The golfers have done a pretty good job, especially at St Anne’s, in clearing buckthorn from their premises, now that they have been made aware of the problems it causes. But those birds that so favour the berries have long since spread the seeds they contain to several especially rich areas of the nature reserve.

Left to itself, the buckthorn forms impenetrable thickets, shading out native species almost completely. It also enriches the soil, by fixing nitrogen through its roots and by adding a layer of leaf litter every year.

That might sound like a good thing, but in fact the native species that flourish in the dunes are dependent on nutrient-poor soil, so they may take time to re-establish even when the buckthorn is cleared.

Battle stations
The reserve staff have battled to contain the advance of the buckthorn, with limited success. They are also constrained by clashing conservation priorities. On the one hand they are obliged to clear alien invasive plants. On the other they are not permitted to clear shrub vegetation during the spring and summer nesting seasons, as many birds find the buckthorn thickets an attractive protection from predators.

So autumn and winter are critical times for clearance. But there’s another catch: in autumn the buckthorn plants are festooned with berries. And clearing the shrubs in this condition scatters its seeds in the ground disturbed by clearance, where they will germinate most easily.

So clearance can simply facilitate further infestation.While brainstorming solutions to this particular problem with Niamh Ní Cholmain, the council’s community biodiversity facilitator, Corrigan and Harford had a eureka moment.

They would not only organise volunteers to pick lots of the berries but also link the project to their use in a local restaurant. If the eating of sea-buckthorn fruit products became established, this could create a new weapon for the plant’s long-term eradication all over the country.

Sea-buckthorn berries are not only edible – after they have been frozen and macerated – but also very rich in vitamin C, and may also be beneficial for digestive disorders. Health-food shops sell products derived from them.

But you need tasty dishes as well as health benefits to promote a new food, so Ní Cholmain asked a local chef, Liam Moloughney, of Moloughney's restaurant in Clontarf, to experiment with recipes.

Moloughney needed no conversion to the general idea. The use of “wild and seasonal” products, such as elderflowers and berries, rose hips and wild garlic and chives, are already part of his signature. But he had to admit he had never heard of sea buckthorn until he got Ní Cholmain’s call.

So how did he find recipes?

“The internet is a wonderful item,” he says wryly, “and so is trial and error. But once you decide to use the juice as a flavour in curds and ice cream, it’s pretty straightforward.”

He is still testing the ice cream on his menu, with a salted-caramel chocolate tart. Some people love it, he says, and some people don’t.

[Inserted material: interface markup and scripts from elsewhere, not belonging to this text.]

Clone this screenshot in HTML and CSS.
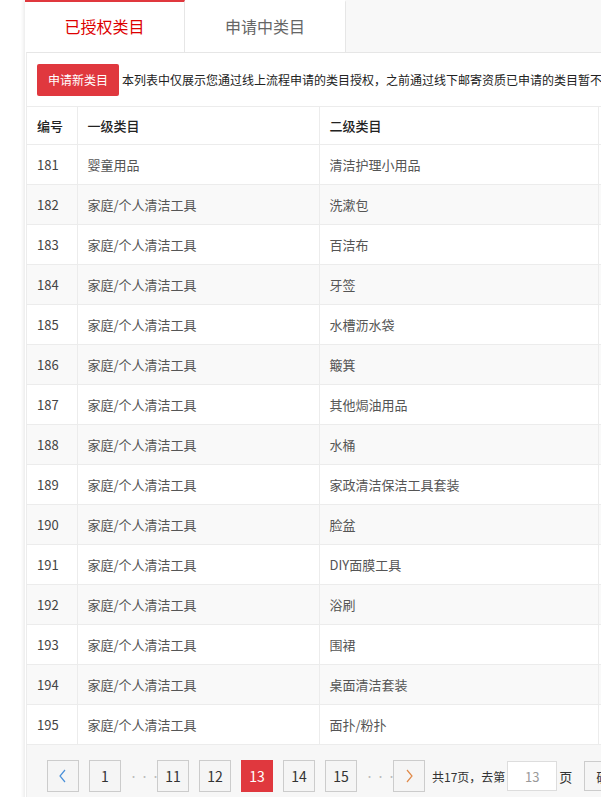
FILE: index.html
```html
<!DOCTYPE html>
<html lang="zh">
<head>
<meta charset="utf-8">
<title>已授权类目</title>
<link rel="stylesheet" href="styles.css">
</head>
<body>
<div class="page">
  <div class="main">
    <div class="tabs">
      <div class="tab active">已授权类目</div>
      <div class="tab">申请中类目</div>
      <div class="tab-fill"></div>
    </div>
    <div class="panel">
      <div class="toolbar">
        <button class="btn-new">申请新类目</button>
        <span class="notice">本列表中仅展示您通过线上流程申请的类目授权，之前通过线下邮寄资质已申请的类目暂不在此展示</span>
      </div>
      <table class="grid">
        <colgroup>
          <col class="c1"><col class="c2"><col class="c3"><col class="c4">
        </colgroup>
        <thead>
          <tr><th>编号</th><th>一级类目</th><th>二级类目</th><th></th></tr>
        </thead>
        <tbody>
          <tr><td>181</td><td>婴童用品</td><td>清洁护理小用品</td><td></td></tr>
          <tr><td>182</td><td>家庭/个人清洁工具</td><td>洗漱包</td><td></td></tr>
          <tr><td>183</td><td>家庭/个人清洁工具</td><td>百洁布</td><td></td></tr>
          <tr><td>184</td><td>家庭/个人清洁工具</td><td>牙签</td><td></td></tr>
          <tr><td>185</td><td>家庭/个人清洁工具</td><td>水槽沥水袋</td><td></td></tr>
          <tr><td>186</td><td>家庭/个人清洁工具</td><td>簸箕</td><td></td></tr>
          <tr><td>187</td><td>家庭/个人清洁工具</td><td>其他焗油用品</td><td></td></tr>
          <tr><td>188</td><td>家庭/个人清洁工具</td><td>水桶</td><td></td></tr>
          <tr><td>189</td><td>家庭/个人清洁工具</td><td>家政清洁保洁工具套装</td><td></td></tr>
          <tr><td>190</td><td>家庭/个人清洁工具</td><td>脸盆</td><td></td></tr>
          <tr><td>191</td><td>家庭/个人清洁工具</td><td>DIY面膜工具</td><td></td></tr>
          <tr><td>192</td><td>家庭/个人清洁工具</td><td>浴刷</td><td></td></tr>
          <tr><td>193</td><td>家庭/个人清洁工具</td><td>围裙</td><td></td></tr>
          <tr><td>194</td><td>家庭/个人清洁工具</td><td>桌面清洁套装</td><td></td></tr>
          <tr><td>195</td><td>家庭/个人清洁工具</td><td>面扑/粉扑</td><td></td></tr>
        </tbody>
      </table>
      <div class="pager">
        <a class="pg arrow"><svg width="10" height="14" viewBox="0 0 10 14"><path d="M7 1 L2 7 L7 13" fill="none" stroke="#4a90d9" stroke-width="1.2"/></svg></a>
        <a class="pg">1</a>
        <span class="dots">···</span>
        <a class="pg">11</a>
        <a class="pg">12</a>
        <a class="pg cur">13</a>
        <a class="pg">14</a>
        <a class="pg">15</a>
        <span class="dots">···</span>
        <a class="pg arrow"><svg width="10" height="14" viewBox="0 0 10 14"><path d="M3 1 L8 7 L3 13" fill="none" stroke="#e08a4a" stroke-width="1.2"/></svg></a>
        <span class="total">共17页，去第</span>
        <input class="goto" value="13">
        <span class="unit">页</span>
        <button class="ok">确定</button>
      </div>
    </div>
  </div>
</div>
</body>
</html>
```
FILE: styles.css
```css
html, body {
  margin: 0;
  padding: 0;
  overflow: hidden;
  background: #fff;
  font-family: "Noto Sans CJK SC", "Microsoft YaHei", sans-serif;
  color: #333;
}
.page {
  width: 601px;
  height: 797px;
  padding-left: 25px;
  box-sizing: border-box;
  overflow: hidden;
}
.main {
  width: 760px;
  box-shadow: -2px 0 3px rgba(0, 0, 0, 0.07);
  background: #fff;
  min-height: 797px;
}
.tabs {
  display: flex;
  height: 52px;
  background: #f8f8f8;
}
.tab {
  width: 160px;
  box-sizing: border-box;
  background: #fff;
  display: flex;
  align-items: center;
  justify-content: center;
  font-size: 16px;
  color: #666;
  border-right: 1px solid #e6e6e6;
  border-top: 2px solid transparent;
  padding-bottom: 2px;
}
.tab.active {
  color: #d00;
  border-top-color: #e0383e;
}
.tab + .tab {
  width: 161px;
}
.tab-fill {
  flex: 1;
}
.panel {
  margin-left: 1px;
  border-top: 1px solid #e6e6e6;
  border-left: 1px solid #ececec;
  background: #fff;
}
.toolbar {
  display: flex;
  align-items: center;
  height: 53px;
  padding-left: 10px;
  box-sizing: border-box;
  white-space: nowrap;
}
.btn-new {
  height: 32px;
  width: 82px;
  padding: 0;
  border: none;
  border-radius: 2px;
  background: #e0383e;
  color: #fff;
  font-family: inherit;
  font-size: 12px;
  margin-right: 3px;
}
.notice {
  font-size: 12px;
  color: #222;
}
.grid {
  border-collapse: collapse;
  table-layout: fixed;
  width: 720px;
  font-size: 13px;
}
.c1 { width: 50px; }
.c2 { width: 242px; }
.c3 { width: 279px; }
.c4 { width: 149px; }
.grid th, .grid td {
  text-align: left;
  padding: 0 0 0 10px;
  border: 1px solid #ececec;
  border-left: none;
  white-space: nowrap;
  overflow: hidden;
}
.grid th {
  height: 37px;
  font-weight: 500;
  color: #222;
}
.grid td {
  height: 39px;
  color: #555;
}
.grid td:first-child {
  color: #444;
}
.grid tbody tr:nth-child(even) td {
  background: #f9f9f9;
}
.pager {
  display: flex;
  align-items: center;
  height: 62px;
  background: #f7f7f7;
  padding-left: 20px;
  padding-bottom: 4px;
  white-space: nowrap;
  font-size: 13px;
}
.pg {
  width: 32px;
  height: 32px;
  box-sizing: border-box;
  border: 1px solid #ccc;
  background: #f5f5f5;
  display: flex;
  align-items: center;
  justify-content: center;
  font-size: 14px;
  color: #333;
  margin-right: 10px;
}
.pg.cur {
  background: #e0383e;
  border-color: #e0383e;
  color: #fff;
}
.dots {
  width: 20px;
  margin: 0 8px 0 -2px;
  color: #bbb;
  font-size: 9px;
  letter-spacing: 2px;
  text-align: center;
}
.total {
  margin-left: -3px;
  font-size: 12px;
  color: #333;
}
.goto {
  width: 50px;
  height: 30px;
  box-sizing: border-box;
  border: 1px solid #ddd;
  background: #fff;
  text-align: center;
  font-family: inherit;
  font-size: 13px;
  color: #999;
  margin: 0 2px 0 2px;
  padding: 0;
}
.unit {
  font-size: 13px;
  color: #333;
  margin-right: 12px;
}
.ok {
  height: 30px;
  width: 50px;
  border: 1px solid #ccc;
  background: #f5f5f5;
  font-family: inherit;
  font-size: 13px;
  color: #333;
  padding: 0;
}
```
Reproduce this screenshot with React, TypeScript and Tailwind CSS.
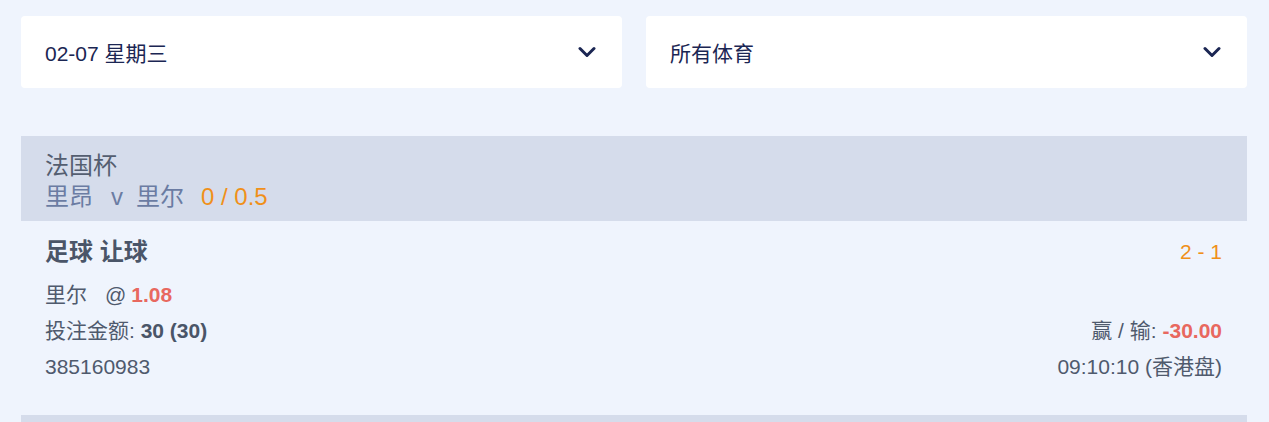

One Saturday last month the council connected with groups such as Dublin Community Growers, the Lifeline Project and students from DIT, and about 50 volunteers picked buckthorn berries for a few hours. Moloughney offered them a buckthorn-berry-based fizzy drink, "not unlike Rubex", as a refreshment before they started.

Food for thought
He also shared his recipies with them, along with a very tasty one for salsa that Ní Cholmain discovered.

"My three children enjoyed it all bigtime," says Suzanne Fuchs of Dublin Community Growers, who took part in the picking festival. "The only downside is that you can't eat them off the bush: you must freeze them first."

Reserve staff were happy to see volunteers carting away bin liners full of berries. But they hasten to add that many berries remain: people are still welcome to go out and pick them themselves any time they want.

"The State can't cope with the problem of alien invasive plants on its own resources alone," says Maryann Harris, the council's biodiversity officer. "We absolutely need volunteer help."

And volunteers are definitely needed for the next, and rather tougher, stage of buckthorn eradication: clearance of the shrubs themselves. There will be a session on North Bull Island next Saturday – that's November 9th – led by Conservation Volunteers, from 11am to 2.30 pm, and another on November 30th. You'll need gloves and secateurs.